You can actually see an older iteration of this idea in homebrew I put up at Giant in the Playground. This berserker won't necessarily look like that, but there are similarities in concept.

A way the berserker will perform some resource conservation is that they are raging as long as they have at least 1 Rage Die, which gives certain benefits, such as boosting the effects of their at-will powers or access to certain utility powers. So there are times when you'll be thinking about the trade-off of delivering a big hit versus giving up your raging benefits for a time.

One point of customisation for barbarians is that they can gain some thematic benefit when they begin raging. These benefits can be reminiscent of the ones you get with a 4e rage daily power - a buff to Speed, for instance, or say, once per round knocking a creature prone with a melee weapon attack.

Living on the Edge
The berserker likes to live on the edge. This is supported by the ways they can build up Rage Dice, but I also want to give them passive buffs that are in effect while they're bloodied. The idea is to incentivise pushing your luck, more so than other classes will want to.

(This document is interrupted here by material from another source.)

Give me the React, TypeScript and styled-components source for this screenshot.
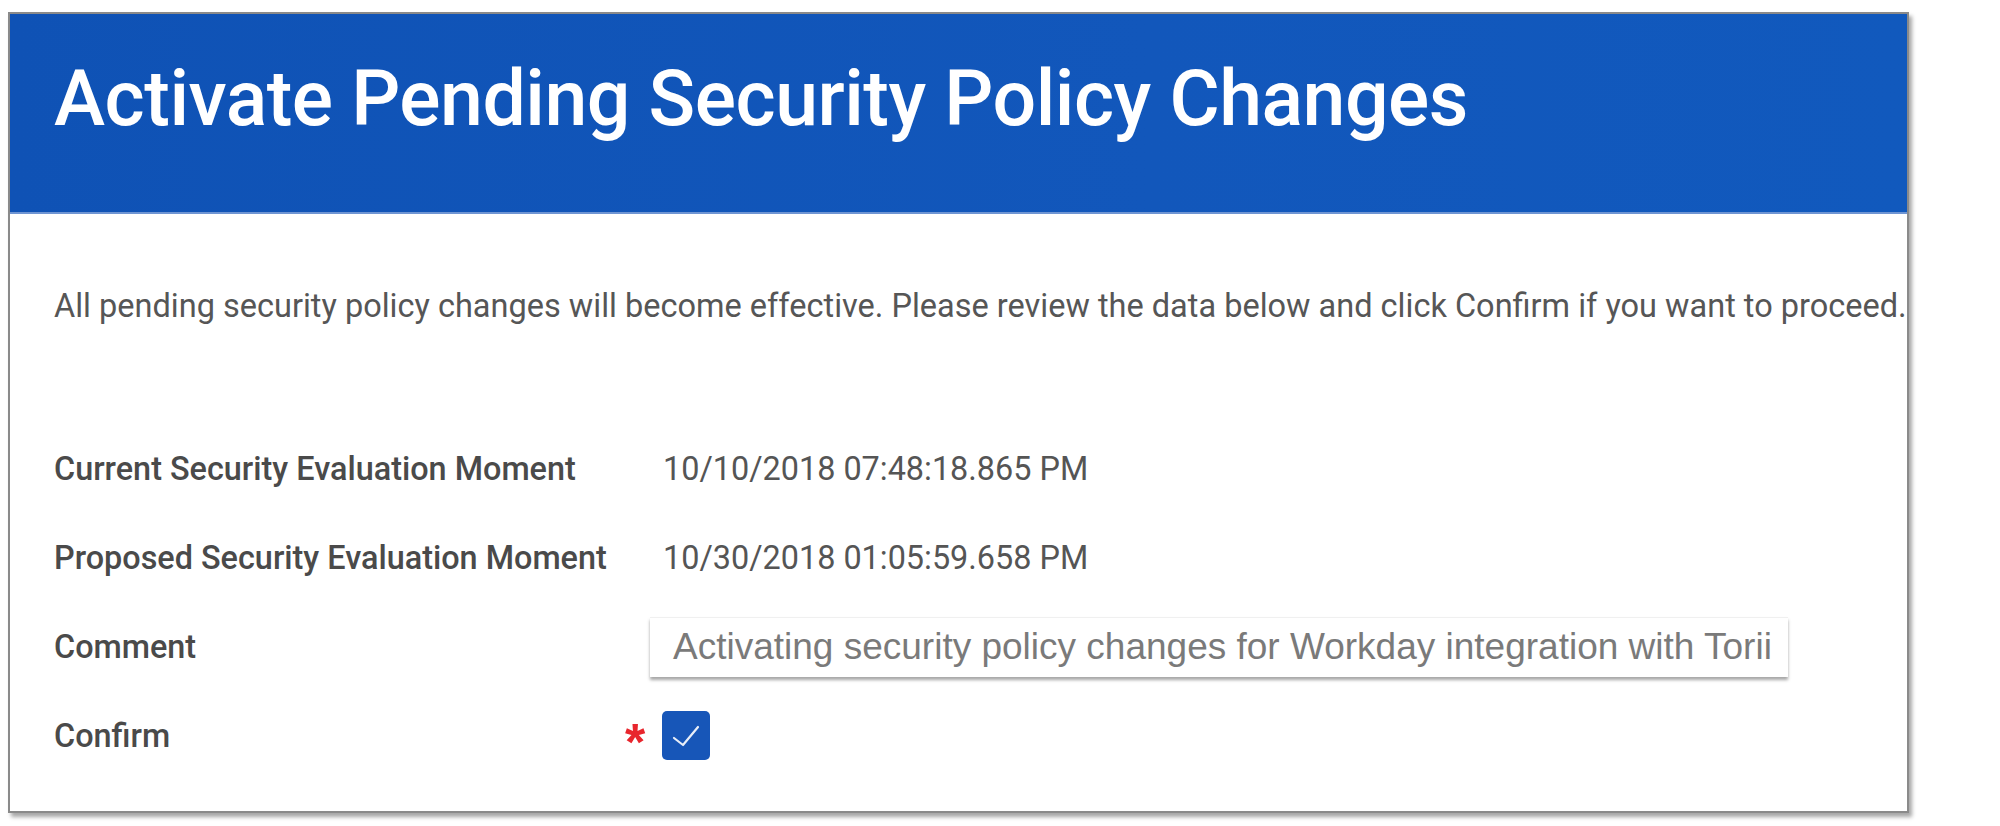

I actually think it would be cool if the buffs could escalate when a berserker is at 0 hit points, but I think that's pushing things too far. (More on that at the end of this post.)

Mobile Heavy Hitter
The barbarian likes to charge, more than any other melee-oriented character, because that's the most reliable way for them to generate Rage Dice. (Or, at least, it's the one that the player has the most control over!)

Although I say "heavy hitter", the barbarian doesn't have to be wielding a big two-handed weapon! The 4e barbarian at least supported a two-weapon-fighting variant, and while I'm not sure I'd want to support that version in the core rules, I'm certainly hoping to be able to support such a kit in future. "Heavy hitter" just means that the barbarian also wants to be dealing damage! They can act as a defender/tank secondary, but their main shtick is to deal damage.

I am getting too tired to go on, so gonna wrap things up. I thought I might have more to say, but I think the discussion on the core ideas of the berserker is enough to be getting on with.